— WHAT TO PRODUCE —
Tally the lines of the data that include the word "this" and state the total, nothing else.

— EXCERPTED RECORDS —
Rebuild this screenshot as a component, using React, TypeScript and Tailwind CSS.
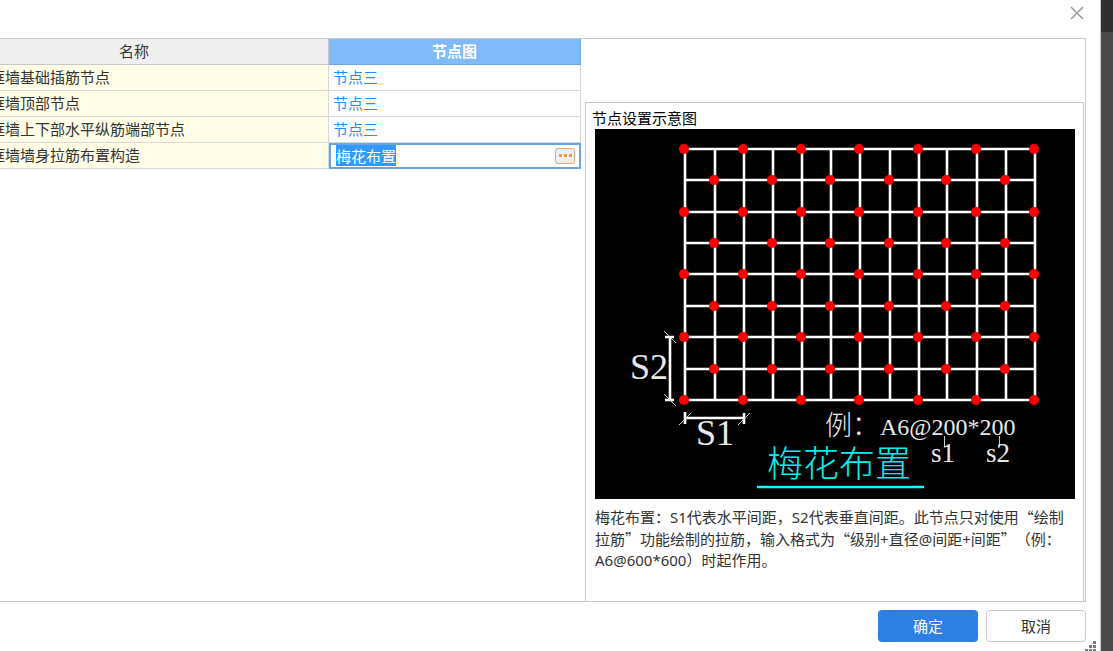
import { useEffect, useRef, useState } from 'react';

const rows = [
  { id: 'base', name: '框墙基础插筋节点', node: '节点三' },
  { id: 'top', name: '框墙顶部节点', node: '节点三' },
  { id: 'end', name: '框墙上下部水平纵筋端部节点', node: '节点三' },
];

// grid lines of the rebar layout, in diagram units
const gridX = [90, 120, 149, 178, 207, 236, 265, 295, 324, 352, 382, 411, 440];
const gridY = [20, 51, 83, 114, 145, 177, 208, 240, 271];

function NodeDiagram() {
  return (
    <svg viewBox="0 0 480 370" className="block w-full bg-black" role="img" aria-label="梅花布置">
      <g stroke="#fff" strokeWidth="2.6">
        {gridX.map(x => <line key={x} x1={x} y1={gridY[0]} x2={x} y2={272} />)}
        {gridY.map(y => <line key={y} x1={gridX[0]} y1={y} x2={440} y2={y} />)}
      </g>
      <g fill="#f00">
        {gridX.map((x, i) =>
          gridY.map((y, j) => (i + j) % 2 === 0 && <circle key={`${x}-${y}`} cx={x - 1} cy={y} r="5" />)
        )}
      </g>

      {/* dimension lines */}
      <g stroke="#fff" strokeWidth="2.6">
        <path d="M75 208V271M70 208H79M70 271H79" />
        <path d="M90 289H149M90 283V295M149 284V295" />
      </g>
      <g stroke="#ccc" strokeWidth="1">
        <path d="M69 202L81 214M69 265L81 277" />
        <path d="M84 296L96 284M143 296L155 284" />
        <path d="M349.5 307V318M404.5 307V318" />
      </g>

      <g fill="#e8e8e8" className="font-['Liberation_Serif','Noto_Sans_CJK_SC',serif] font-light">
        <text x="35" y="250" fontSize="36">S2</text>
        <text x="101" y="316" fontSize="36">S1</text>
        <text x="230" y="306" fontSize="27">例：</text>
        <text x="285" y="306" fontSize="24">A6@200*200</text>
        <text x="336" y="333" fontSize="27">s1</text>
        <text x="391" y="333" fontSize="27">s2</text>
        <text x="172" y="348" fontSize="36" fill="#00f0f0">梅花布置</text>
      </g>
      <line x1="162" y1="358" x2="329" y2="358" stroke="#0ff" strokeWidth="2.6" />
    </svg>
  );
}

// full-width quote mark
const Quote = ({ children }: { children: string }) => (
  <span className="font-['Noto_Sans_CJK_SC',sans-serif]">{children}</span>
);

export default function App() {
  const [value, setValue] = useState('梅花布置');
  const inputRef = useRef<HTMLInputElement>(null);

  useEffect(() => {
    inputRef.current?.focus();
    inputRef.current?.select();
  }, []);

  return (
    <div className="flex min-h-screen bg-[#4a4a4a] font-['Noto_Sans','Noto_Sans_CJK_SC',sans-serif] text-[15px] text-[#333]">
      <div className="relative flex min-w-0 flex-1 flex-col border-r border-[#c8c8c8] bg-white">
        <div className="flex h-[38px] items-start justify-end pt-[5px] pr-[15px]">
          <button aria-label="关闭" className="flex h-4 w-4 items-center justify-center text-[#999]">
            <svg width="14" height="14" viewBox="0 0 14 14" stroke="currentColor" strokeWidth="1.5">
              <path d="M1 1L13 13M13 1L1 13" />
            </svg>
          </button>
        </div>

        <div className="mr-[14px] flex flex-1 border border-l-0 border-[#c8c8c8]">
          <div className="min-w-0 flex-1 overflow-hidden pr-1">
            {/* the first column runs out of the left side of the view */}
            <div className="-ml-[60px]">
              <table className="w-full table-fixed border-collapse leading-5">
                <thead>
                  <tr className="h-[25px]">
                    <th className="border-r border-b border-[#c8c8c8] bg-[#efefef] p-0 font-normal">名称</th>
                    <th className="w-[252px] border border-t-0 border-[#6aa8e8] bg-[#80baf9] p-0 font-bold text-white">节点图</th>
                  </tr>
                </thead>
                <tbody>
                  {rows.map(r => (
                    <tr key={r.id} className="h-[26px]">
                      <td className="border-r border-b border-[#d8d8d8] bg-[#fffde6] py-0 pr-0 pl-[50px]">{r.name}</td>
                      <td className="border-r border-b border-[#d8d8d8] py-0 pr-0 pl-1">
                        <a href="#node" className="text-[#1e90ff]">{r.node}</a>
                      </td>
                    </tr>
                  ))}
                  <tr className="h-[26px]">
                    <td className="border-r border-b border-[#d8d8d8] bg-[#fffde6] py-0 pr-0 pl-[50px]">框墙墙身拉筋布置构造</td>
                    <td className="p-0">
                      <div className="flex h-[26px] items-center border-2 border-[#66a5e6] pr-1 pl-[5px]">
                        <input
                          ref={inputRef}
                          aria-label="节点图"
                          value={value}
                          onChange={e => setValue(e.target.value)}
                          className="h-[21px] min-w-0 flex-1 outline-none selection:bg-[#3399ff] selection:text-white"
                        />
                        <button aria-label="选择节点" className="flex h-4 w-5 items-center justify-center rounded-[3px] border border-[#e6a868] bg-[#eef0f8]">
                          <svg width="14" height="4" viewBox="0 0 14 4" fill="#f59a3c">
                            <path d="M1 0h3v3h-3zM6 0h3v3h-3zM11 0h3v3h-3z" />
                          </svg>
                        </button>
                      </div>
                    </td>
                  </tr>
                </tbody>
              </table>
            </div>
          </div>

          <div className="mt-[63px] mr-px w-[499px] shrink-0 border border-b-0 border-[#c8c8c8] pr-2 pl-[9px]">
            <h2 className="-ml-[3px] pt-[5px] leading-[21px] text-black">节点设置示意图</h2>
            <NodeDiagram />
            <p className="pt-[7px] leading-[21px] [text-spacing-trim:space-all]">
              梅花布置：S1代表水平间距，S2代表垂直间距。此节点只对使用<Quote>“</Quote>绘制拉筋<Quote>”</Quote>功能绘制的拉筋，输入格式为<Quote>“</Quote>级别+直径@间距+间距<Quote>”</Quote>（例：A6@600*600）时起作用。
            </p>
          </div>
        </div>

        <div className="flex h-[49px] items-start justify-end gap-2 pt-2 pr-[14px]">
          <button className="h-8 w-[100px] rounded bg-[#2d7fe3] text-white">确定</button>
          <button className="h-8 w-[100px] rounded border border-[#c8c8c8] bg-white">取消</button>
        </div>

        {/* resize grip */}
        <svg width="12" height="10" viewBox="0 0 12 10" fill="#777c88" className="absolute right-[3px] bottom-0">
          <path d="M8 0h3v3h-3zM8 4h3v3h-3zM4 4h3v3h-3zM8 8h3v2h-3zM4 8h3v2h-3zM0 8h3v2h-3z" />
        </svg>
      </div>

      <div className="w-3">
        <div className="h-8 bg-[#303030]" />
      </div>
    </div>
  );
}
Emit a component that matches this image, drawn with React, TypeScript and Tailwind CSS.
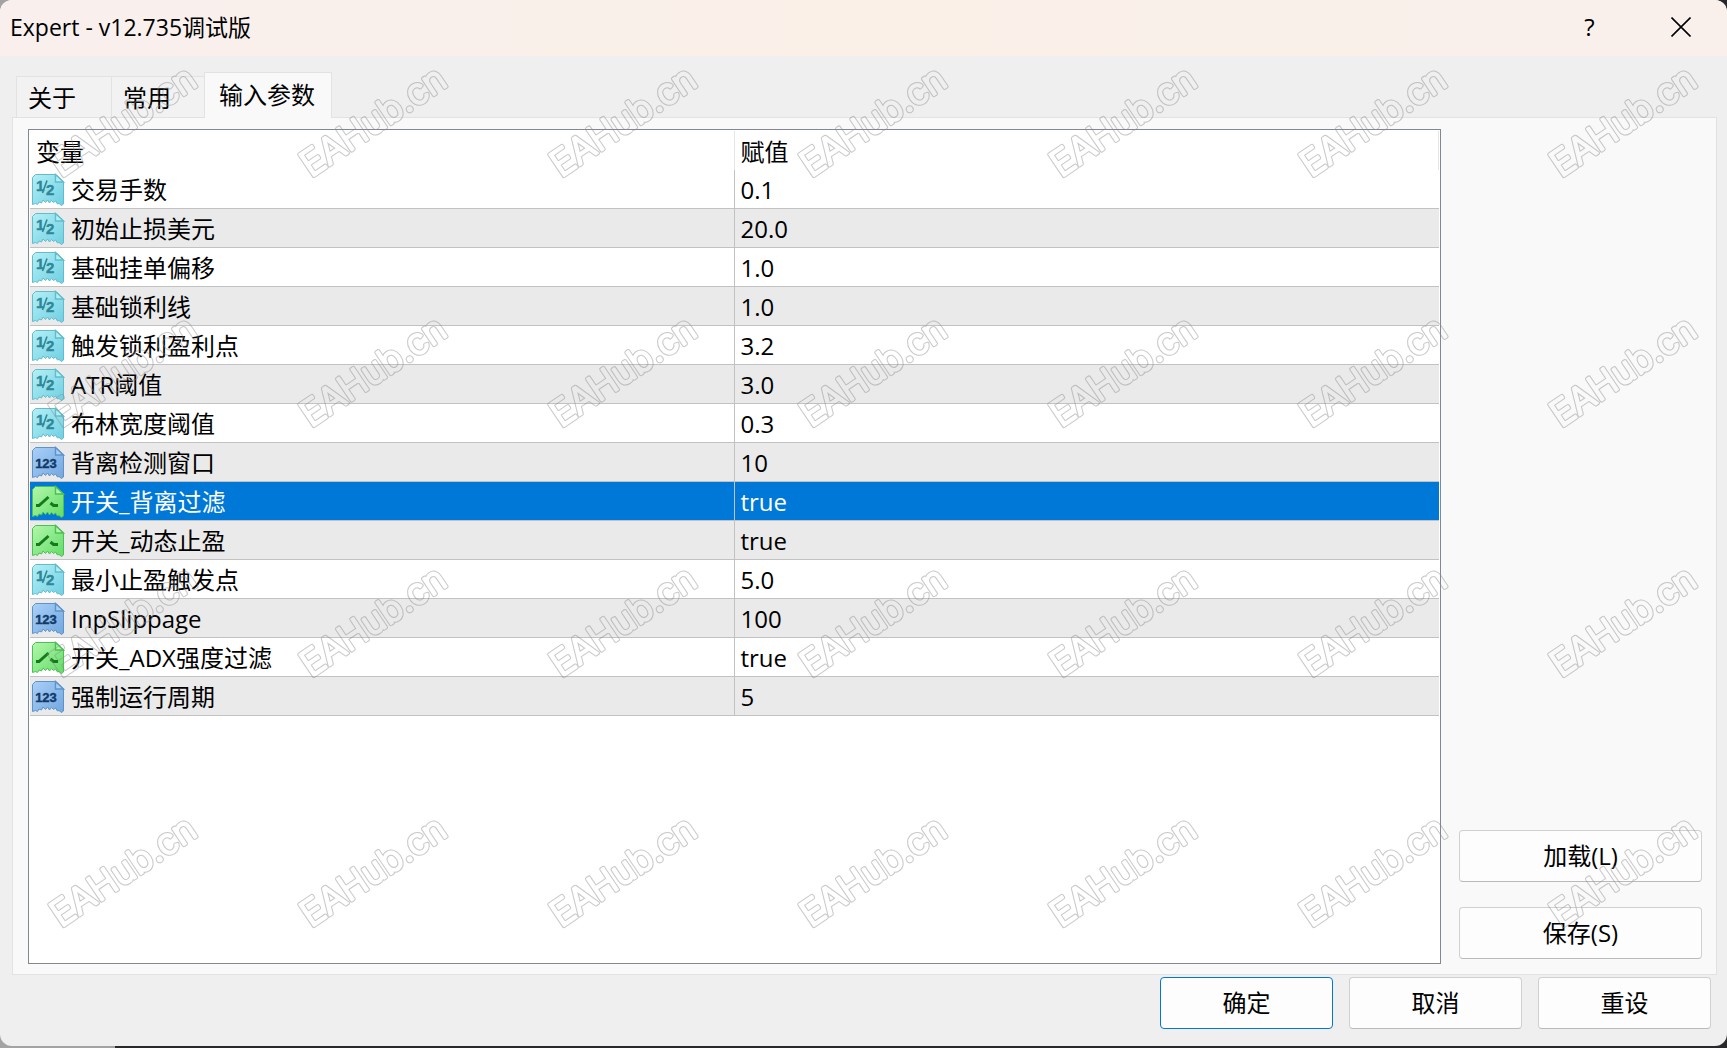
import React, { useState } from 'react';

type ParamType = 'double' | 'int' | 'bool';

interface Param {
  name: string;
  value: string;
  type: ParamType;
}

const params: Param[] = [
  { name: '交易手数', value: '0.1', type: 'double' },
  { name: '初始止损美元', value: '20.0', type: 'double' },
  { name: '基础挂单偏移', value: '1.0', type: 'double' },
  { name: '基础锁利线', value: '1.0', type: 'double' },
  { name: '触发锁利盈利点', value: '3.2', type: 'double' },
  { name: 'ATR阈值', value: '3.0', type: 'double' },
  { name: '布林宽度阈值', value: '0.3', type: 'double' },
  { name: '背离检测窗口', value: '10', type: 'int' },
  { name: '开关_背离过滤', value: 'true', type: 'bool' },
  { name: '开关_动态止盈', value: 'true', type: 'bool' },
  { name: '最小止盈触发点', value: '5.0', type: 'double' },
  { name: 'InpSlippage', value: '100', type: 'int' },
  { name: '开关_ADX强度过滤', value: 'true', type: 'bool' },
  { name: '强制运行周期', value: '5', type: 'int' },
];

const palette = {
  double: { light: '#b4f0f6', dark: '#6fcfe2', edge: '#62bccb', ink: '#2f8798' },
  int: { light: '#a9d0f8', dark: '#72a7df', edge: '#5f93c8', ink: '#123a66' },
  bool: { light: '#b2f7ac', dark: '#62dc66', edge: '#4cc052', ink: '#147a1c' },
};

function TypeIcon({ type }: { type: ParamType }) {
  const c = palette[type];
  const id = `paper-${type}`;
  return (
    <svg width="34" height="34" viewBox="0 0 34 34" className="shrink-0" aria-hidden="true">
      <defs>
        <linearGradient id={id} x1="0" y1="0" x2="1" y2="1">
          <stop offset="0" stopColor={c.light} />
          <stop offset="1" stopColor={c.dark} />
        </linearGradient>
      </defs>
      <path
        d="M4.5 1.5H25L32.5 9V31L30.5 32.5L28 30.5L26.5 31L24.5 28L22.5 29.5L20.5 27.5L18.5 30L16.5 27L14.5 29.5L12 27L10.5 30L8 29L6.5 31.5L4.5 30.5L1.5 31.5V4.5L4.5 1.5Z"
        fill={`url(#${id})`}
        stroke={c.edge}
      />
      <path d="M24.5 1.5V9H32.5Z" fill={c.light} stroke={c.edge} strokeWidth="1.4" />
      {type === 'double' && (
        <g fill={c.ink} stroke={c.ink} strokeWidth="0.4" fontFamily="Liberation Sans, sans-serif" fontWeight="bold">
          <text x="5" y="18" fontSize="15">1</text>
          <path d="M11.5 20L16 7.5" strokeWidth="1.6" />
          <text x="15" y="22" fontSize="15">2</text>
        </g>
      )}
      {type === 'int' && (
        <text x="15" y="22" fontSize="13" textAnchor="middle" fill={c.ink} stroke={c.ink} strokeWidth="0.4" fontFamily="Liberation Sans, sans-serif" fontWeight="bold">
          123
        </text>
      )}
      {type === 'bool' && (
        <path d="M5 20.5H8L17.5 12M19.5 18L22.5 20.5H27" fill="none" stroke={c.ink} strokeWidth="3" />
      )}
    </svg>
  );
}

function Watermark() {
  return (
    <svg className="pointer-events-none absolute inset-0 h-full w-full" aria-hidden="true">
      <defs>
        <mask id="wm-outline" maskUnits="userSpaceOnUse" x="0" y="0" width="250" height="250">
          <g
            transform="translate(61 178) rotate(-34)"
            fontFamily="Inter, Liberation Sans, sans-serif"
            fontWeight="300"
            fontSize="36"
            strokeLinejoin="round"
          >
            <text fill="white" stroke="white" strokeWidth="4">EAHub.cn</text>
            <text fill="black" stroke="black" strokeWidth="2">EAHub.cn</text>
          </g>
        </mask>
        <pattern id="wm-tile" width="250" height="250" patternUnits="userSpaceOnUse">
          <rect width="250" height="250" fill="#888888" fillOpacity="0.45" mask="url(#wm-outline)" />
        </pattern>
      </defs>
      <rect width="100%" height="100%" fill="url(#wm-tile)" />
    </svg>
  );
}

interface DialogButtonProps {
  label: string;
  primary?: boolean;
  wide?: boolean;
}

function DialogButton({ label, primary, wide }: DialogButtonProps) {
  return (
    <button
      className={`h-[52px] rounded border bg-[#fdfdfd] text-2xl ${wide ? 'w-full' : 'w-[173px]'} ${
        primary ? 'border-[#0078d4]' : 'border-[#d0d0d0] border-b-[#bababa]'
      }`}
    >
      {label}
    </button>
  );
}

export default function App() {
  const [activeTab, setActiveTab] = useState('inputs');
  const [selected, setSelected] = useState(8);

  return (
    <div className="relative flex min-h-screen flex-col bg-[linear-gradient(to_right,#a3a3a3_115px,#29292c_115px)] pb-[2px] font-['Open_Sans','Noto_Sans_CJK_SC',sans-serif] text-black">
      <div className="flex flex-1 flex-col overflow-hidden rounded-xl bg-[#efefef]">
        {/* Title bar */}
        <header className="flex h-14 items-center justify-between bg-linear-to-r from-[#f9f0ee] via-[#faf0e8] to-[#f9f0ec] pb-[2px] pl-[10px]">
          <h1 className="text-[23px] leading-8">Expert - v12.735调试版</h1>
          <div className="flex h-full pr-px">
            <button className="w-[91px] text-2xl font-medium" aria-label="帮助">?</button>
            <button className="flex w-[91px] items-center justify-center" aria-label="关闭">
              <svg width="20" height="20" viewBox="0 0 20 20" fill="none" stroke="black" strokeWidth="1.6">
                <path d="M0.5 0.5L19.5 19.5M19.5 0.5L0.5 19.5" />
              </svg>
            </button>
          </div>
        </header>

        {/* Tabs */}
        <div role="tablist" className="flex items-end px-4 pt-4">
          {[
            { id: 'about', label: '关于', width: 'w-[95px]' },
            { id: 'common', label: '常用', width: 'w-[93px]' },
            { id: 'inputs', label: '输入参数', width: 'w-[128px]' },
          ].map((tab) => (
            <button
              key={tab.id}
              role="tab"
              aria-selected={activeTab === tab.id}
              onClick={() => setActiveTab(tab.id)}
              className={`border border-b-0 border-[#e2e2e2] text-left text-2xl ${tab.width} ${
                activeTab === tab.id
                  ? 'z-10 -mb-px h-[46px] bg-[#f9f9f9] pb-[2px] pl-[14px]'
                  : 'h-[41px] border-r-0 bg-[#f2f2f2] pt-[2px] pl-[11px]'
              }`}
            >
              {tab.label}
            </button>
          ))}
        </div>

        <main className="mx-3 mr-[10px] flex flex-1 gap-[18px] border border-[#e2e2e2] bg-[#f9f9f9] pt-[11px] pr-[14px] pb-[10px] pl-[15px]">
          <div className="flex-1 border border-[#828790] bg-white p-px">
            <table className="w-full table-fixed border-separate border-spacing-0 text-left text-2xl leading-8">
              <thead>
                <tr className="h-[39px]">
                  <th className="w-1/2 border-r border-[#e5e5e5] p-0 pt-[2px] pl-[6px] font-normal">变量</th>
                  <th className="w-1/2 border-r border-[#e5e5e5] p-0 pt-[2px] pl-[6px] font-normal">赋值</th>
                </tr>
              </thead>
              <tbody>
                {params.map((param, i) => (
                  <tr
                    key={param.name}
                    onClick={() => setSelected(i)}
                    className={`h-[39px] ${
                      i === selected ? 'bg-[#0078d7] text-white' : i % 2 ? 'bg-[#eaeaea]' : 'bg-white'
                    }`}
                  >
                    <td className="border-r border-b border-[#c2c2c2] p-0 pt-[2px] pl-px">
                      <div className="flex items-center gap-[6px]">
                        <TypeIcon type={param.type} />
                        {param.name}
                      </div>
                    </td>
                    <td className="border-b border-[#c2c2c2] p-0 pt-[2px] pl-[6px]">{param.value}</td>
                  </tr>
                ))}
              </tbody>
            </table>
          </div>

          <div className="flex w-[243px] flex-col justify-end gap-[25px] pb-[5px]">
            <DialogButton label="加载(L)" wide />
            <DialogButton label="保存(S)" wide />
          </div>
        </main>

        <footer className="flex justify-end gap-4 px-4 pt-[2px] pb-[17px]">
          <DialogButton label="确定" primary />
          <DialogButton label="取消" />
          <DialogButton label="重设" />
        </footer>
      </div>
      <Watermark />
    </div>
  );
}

— FULL RESPONSE —
2